— START OF RECORDS PROVIDED —
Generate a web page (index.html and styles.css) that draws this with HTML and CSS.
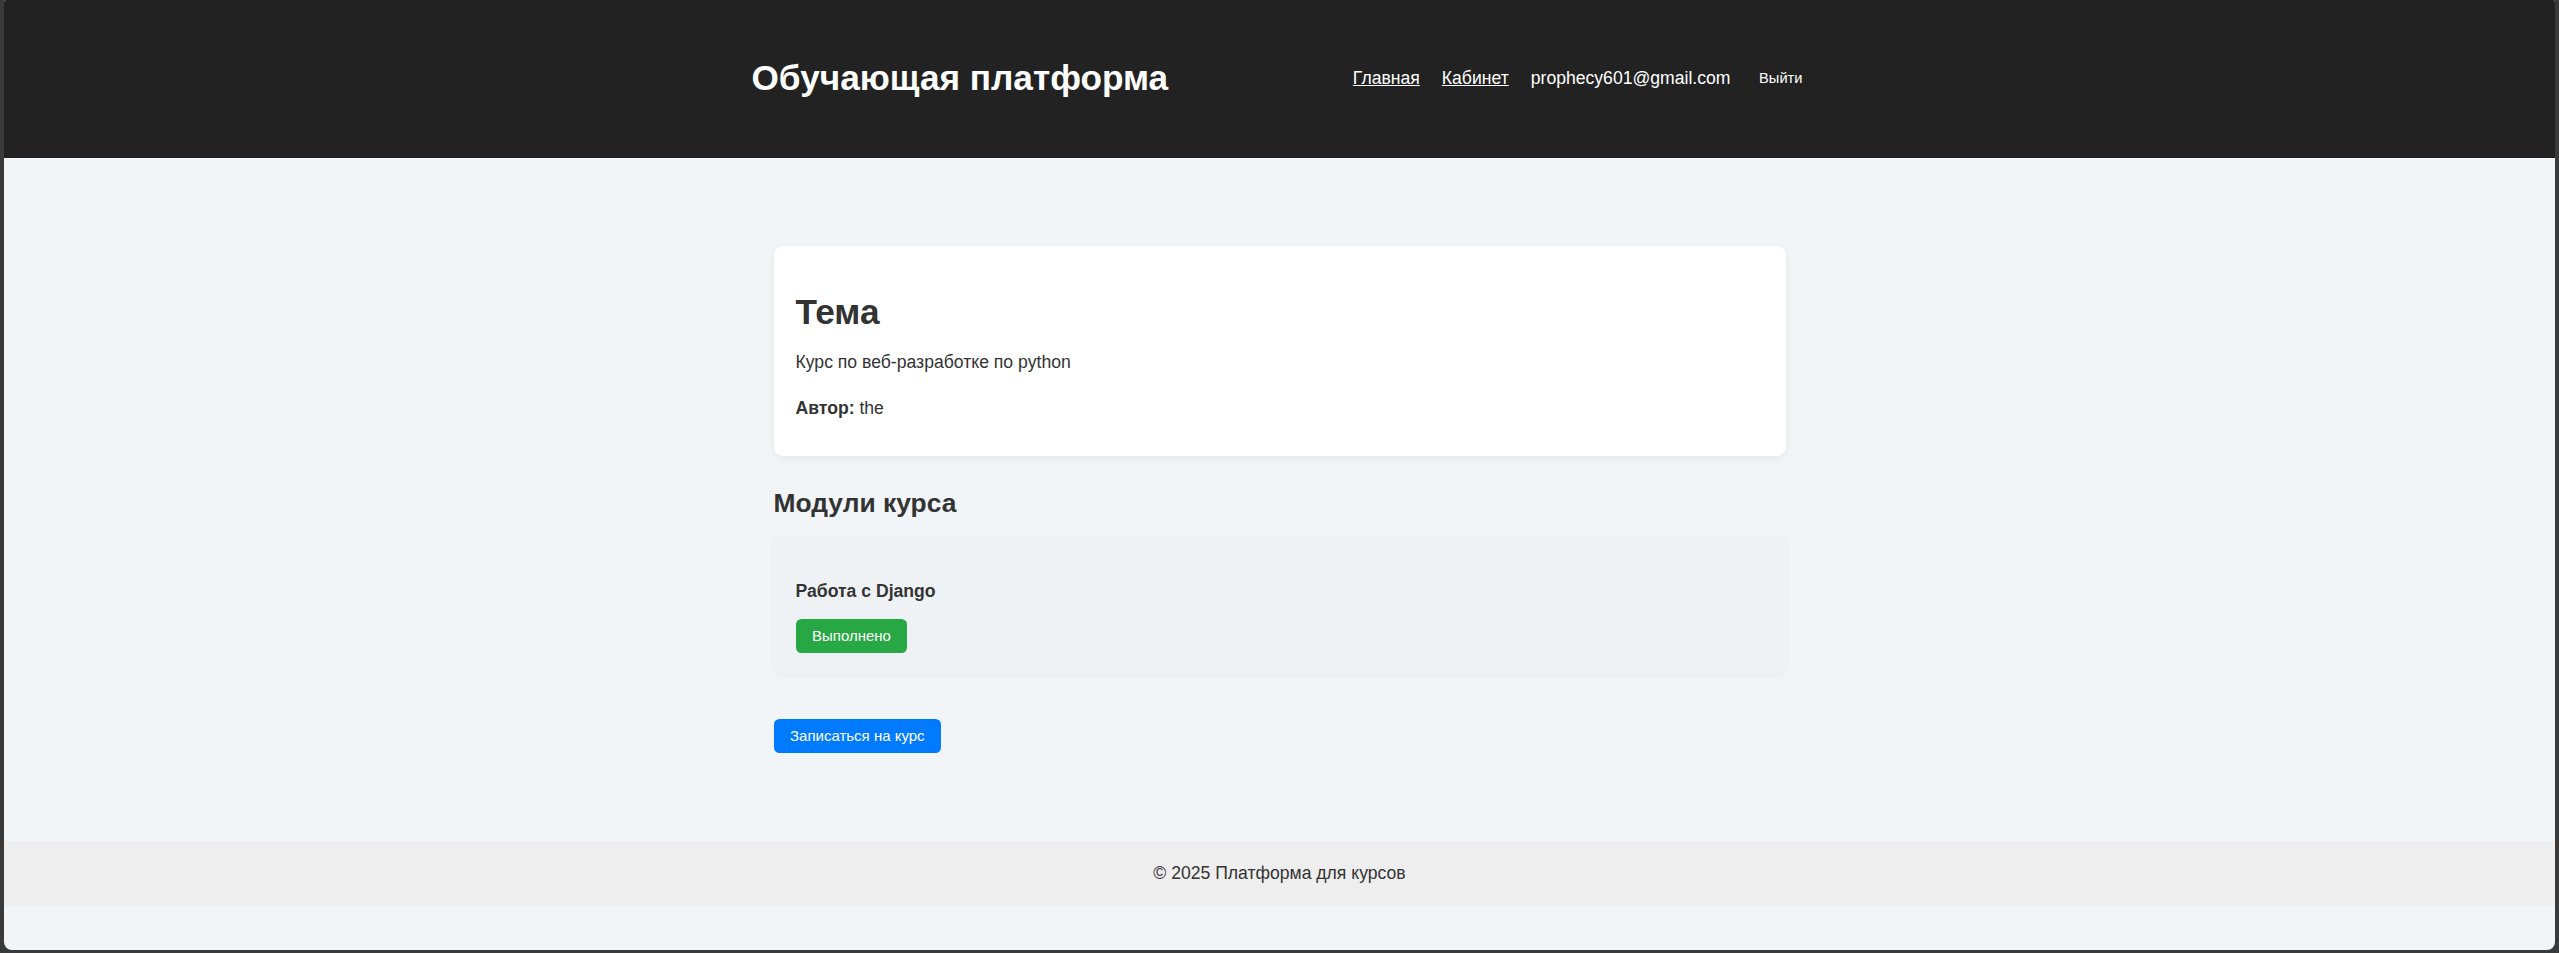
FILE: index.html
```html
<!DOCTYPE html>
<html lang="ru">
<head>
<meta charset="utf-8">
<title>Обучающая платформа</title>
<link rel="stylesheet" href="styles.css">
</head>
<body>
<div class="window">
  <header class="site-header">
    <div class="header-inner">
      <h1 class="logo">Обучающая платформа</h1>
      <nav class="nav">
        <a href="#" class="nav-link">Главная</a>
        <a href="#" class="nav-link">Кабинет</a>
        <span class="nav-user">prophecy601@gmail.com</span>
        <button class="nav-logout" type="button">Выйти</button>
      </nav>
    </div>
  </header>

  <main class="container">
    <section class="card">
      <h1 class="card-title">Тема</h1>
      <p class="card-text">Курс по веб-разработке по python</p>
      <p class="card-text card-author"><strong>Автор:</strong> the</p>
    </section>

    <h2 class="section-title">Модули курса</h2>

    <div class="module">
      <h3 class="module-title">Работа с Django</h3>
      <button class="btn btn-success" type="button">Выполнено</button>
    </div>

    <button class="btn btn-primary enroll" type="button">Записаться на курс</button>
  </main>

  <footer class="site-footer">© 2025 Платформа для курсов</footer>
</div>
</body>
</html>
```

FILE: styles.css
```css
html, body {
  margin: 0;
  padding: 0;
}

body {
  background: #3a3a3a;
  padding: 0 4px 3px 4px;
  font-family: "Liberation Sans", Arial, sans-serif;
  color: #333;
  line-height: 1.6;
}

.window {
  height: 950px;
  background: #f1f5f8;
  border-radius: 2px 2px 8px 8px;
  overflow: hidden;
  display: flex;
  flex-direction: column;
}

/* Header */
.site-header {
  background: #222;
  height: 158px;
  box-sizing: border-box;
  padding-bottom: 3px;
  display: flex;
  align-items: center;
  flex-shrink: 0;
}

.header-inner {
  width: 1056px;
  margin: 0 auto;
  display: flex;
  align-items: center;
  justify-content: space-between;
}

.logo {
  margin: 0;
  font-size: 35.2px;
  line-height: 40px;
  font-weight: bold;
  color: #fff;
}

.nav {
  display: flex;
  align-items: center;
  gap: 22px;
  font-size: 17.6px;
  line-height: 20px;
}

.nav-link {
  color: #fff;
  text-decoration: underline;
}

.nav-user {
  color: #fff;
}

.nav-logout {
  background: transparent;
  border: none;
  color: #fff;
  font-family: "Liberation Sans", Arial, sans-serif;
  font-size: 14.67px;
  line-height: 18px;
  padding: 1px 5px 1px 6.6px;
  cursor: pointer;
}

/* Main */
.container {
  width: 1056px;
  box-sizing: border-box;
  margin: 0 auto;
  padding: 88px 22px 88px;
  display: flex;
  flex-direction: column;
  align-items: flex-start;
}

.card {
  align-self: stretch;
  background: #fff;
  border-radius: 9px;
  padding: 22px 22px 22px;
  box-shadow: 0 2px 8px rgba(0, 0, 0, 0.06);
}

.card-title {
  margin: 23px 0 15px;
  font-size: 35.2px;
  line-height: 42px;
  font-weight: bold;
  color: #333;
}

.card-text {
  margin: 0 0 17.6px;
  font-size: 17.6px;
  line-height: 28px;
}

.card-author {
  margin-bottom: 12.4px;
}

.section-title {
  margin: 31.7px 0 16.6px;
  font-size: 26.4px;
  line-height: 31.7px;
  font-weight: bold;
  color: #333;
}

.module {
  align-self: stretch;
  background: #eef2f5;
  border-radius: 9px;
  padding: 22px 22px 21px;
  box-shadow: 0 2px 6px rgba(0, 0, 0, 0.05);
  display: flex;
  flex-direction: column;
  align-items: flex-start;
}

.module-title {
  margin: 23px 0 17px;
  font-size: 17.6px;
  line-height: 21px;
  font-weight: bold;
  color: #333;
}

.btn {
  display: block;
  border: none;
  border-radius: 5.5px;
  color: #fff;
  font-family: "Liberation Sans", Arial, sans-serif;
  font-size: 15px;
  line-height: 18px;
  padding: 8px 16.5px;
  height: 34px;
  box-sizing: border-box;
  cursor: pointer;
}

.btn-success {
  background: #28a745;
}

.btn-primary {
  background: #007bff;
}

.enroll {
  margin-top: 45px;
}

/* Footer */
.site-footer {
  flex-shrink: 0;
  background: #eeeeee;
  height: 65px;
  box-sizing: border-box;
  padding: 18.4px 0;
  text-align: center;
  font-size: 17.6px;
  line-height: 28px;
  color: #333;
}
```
— END OF RECORDS PROVIDED —
— START OF RECORDS PROVIDED —
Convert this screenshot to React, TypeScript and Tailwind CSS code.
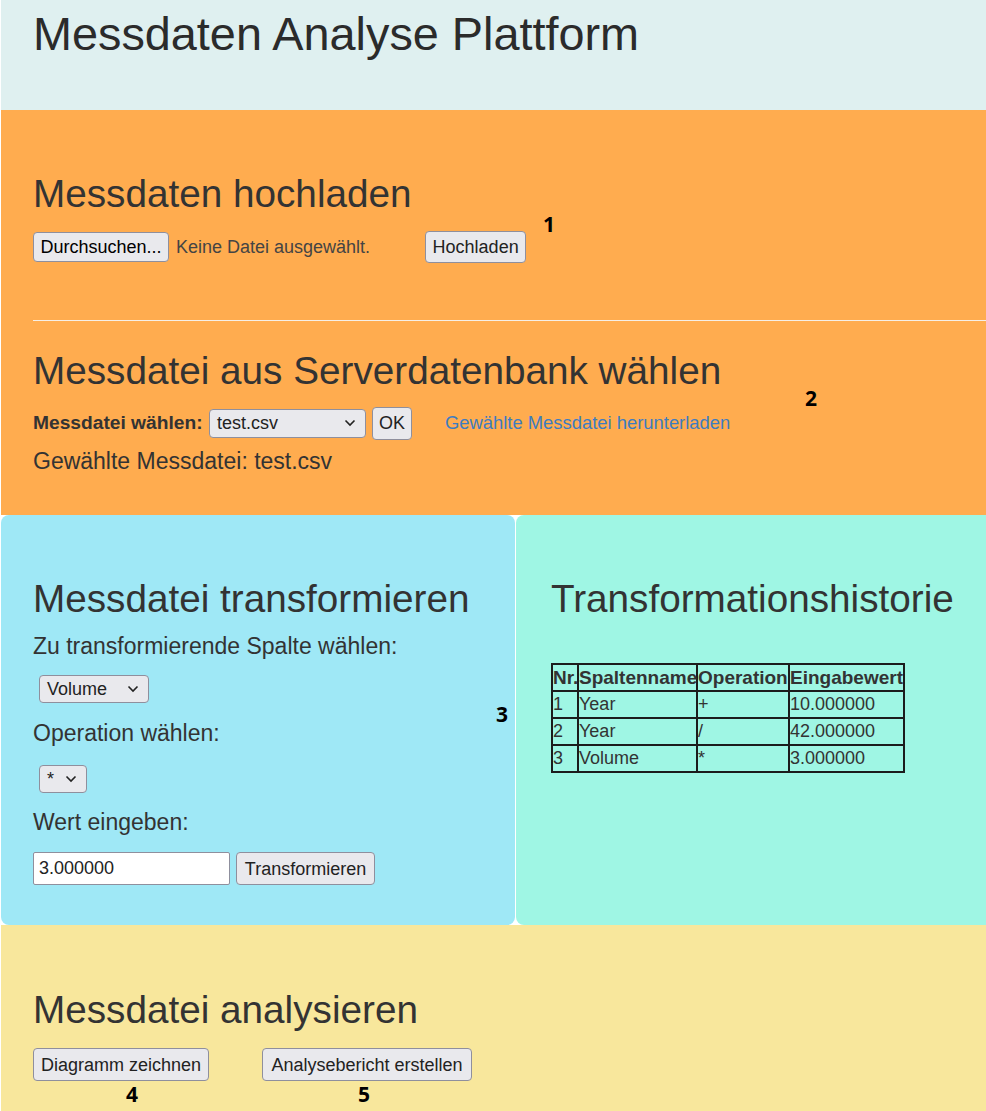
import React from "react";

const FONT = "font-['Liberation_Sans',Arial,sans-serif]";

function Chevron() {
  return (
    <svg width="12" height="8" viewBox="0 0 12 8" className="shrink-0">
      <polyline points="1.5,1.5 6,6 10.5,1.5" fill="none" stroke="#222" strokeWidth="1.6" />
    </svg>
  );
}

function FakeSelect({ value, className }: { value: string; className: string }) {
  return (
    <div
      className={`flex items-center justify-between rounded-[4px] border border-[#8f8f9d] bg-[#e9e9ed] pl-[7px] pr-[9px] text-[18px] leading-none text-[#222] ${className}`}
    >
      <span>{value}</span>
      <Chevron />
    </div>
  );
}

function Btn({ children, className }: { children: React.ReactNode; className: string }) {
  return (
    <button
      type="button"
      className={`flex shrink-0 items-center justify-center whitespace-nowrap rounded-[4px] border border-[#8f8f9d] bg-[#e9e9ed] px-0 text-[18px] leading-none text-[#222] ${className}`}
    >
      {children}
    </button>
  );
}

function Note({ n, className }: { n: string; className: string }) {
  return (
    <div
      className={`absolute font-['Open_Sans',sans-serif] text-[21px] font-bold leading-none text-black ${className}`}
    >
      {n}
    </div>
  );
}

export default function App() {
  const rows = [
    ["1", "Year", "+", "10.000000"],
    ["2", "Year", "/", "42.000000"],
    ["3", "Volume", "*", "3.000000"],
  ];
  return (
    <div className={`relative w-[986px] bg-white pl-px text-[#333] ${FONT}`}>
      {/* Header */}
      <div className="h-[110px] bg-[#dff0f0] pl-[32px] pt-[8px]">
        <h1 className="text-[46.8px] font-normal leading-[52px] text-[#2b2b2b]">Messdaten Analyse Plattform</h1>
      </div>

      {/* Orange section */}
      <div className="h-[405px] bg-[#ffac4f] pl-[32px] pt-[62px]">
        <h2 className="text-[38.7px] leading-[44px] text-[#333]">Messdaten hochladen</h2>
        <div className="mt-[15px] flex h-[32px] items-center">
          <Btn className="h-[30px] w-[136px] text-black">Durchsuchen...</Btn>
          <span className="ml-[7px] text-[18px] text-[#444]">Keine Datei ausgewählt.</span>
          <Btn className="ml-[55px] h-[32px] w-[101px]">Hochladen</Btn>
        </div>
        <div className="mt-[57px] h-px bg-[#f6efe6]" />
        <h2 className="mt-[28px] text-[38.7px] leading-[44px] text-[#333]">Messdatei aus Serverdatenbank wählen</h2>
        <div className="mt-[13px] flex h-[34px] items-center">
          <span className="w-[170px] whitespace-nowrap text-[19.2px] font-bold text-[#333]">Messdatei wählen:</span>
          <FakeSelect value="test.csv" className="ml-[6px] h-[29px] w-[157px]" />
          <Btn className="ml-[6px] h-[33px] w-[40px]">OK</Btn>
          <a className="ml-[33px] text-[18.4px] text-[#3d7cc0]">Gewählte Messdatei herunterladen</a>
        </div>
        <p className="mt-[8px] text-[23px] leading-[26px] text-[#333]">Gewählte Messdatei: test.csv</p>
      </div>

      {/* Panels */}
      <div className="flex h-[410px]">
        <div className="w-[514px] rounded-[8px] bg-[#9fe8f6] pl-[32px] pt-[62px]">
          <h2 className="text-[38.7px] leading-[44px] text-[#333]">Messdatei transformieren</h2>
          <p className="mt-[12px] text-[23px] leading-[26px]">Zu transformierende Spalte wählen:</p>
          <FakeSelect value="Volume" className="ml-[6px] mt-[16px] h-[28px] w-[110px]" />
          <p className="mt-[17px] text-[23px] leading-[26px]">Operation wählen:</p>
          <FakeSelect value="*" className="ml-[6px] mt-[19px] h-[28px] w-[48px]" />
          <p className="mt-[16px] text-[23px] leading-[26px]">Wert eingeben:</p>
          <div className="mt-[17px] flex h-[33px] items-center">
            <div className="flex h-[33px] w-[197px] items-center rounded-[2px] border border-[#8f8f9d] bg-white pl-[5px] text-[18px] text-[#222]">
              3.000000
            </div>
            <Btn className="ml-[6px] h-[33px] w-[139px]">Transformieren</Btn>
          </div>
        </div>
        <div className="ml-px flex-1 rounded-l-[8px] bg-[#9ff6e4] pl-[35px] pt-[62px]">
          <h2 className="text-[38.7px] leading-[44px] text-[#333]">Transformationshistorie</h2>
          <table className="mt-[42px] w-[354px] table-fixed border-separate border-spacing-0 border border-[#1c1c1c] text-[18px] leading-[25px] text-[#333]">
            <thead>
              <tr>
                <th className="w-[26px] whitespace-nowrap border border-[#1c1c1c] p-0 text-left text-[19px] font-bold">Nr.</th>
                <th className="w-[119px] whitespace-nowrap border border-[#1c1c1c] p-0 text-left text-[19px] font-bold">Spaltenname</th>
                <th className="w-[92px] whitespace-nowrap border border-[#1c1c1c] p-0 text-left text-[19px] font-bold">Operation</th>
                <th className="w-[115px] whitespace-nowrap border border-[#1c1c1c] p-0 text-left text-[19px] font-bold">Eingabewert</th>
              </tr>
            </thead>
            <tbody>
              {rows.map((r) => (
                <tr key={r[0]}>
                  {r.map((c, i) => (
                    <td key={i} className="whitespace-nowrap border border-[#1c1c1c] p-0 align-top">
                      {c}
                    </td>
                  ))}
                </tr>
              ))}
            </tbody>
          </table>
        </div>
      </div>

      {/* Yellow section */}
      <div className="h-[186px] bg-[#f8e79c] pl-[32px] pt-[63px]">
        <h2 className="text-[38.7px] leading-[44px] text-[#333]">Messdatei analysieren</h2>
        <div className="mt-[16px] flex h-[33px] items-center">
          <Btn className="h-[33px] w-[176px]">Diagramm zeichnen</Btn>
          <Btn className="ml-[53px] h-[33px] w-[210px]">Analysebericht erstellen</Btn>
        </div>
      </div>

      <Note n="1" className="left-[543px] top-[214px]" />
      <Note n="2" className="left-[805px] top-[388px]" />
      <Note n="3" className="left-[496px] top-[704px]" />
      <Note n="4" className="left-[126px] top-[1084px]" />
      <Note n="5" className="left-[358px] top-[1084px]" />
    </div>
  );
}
— END OF RECORDS PROVIDED —
— START OF RECORDS PROVIDED —
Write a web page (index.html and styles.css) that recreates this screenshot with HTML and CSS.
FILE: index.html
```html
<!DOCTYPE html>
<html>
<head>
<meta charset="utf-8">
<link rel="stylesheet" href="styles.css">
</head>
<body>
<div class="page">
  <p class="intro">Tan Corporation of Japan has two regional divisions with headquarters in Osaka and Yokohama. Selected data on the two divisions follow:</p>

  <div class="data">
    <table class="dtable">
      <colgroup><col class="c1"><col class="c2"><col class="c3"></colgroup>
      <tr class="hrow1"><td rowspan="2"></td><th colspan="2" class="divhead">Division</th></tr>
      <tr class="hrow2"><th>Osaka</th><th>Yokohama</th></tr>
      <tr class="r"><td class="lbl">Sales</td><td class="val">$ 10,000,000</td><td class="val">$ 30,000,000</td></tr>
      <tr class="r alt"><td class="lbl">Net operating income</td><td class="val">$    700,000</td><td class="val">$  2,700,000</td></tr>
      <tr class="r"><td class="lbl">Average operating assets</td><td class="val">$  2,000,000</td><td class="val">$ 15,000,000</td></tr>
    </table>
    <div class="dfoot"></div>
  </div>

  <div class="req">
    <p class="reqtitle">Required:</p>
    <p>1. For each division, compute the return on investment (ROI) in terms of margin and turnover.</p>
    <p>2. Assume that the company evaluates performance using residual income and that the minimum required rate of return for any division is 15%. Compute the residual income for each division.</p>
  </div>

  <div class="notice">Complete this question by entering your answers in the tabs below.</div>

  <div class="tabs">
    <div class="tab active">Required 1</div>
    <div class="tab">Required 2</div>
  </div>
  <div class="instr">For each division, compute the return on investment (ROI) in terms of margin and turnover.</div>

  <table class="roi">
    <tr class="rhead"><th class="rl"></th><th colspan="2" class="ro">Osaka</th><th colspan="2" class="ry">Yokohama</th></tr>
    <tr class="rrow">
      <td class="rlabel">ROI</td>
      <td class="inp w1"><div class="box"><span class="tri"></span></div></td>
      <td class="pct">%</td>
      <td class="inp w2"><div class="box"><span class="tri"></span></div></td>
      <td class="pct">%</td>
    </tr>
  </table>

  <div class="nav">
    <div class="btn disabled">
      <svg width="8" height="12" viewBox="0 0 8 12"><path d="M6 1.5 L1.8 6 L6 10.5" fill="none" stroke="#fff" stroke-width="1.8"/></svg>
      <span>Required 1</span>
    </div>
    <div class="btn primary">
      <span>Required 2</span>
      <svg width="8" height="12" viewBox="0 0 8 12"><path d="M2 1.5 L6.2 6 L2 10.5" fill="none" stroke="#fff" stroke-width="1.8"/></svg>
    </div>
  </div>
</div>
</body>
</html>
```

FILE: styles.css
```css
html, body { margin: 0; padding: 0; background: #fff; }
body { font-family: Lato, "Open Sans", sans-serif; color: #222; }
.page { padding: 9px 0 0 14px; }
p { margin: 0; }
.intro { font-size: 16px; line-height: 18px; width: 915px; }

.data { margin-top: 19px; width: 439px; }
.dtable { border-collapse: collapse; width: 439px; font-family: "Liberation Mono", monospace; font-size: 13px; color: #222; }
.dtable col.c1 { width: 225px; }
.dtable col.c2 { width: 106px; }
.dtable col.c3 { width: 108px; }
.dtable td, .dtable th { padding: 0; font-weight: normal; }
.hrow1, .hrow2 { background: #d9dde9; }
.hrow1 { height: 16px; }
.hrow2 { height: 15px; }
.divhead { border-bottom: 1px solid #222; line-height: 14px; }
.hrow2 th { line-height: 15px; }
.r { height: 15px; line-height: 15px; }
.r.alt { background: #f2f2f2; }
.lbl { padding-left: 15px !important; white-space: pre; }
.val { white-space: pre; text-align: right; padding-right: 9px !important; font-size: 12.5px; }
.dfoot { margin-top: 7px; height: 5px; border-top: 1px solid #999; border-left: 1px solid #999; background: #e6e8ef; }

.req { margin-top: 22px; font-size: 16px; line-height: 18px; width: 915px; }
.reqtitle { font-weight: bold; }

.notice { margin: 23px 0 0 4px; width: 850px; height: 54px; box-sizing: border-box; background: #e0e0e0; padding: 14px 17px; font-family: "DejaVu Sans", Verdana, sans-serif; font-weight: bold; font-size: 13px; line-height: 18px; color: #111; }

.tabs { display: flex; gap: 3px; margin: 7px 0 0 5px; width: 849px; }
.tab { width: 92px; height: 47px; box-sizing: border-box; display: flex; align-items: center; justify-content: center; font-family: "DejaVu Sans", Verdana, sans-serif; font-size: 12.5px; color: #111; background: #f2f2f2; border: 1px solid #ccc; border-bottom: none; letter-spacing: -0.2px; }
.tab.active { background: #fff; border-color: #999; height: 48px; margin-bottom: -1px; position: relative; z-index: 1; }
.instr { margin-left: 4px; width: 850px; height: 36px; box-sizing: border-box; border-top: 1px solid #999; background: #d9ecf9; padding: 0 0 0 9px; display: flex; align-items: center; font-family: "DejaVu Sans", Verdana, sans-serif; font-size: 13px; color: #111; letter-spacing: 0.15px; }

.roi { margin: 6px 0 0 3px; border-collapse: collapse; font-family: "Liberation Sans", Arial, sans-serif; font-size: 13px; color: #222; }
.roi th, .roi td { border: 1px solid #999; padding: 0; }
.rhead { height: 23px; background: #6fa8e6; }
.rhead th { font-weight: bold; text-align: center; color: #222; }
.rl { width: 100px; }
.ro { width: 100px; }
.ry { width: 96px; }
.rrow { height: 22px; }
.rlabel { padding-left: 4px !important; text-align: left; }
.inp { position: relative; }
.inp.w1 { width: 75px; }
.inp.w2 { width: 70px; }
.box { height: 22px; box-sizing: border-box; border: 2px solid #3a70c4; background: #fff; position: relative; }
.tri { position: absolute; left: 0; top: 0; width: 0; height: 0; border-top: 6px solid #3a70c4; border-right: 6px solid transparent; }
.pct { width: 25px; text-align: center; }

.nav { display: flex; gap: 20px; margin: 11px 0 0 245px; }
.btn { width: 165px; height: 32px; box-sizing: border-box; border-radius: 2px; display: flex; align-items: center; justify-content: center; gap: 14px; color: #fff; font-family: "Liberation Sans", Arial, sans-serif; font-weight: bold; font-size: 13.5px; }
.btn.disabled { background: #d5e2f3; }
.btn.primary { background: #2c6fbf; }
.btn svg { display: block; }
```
— END OF RECORDS PROVIDED —
[PROBLEM] Search the records for the string "that" and return every line in which it occurs.

[IN RESPONSE]
Generate a web page (index.html and styles.css) that draws this with HTML and CSS.
Write a web page (index.html and styles.css) that recreates this screenshot with HTML and CSS.
    <p>2. Assume that the company evaluates performance using residual income and that the minimum required rate of return for any division is 15%. Compute the residual income for each division.</p>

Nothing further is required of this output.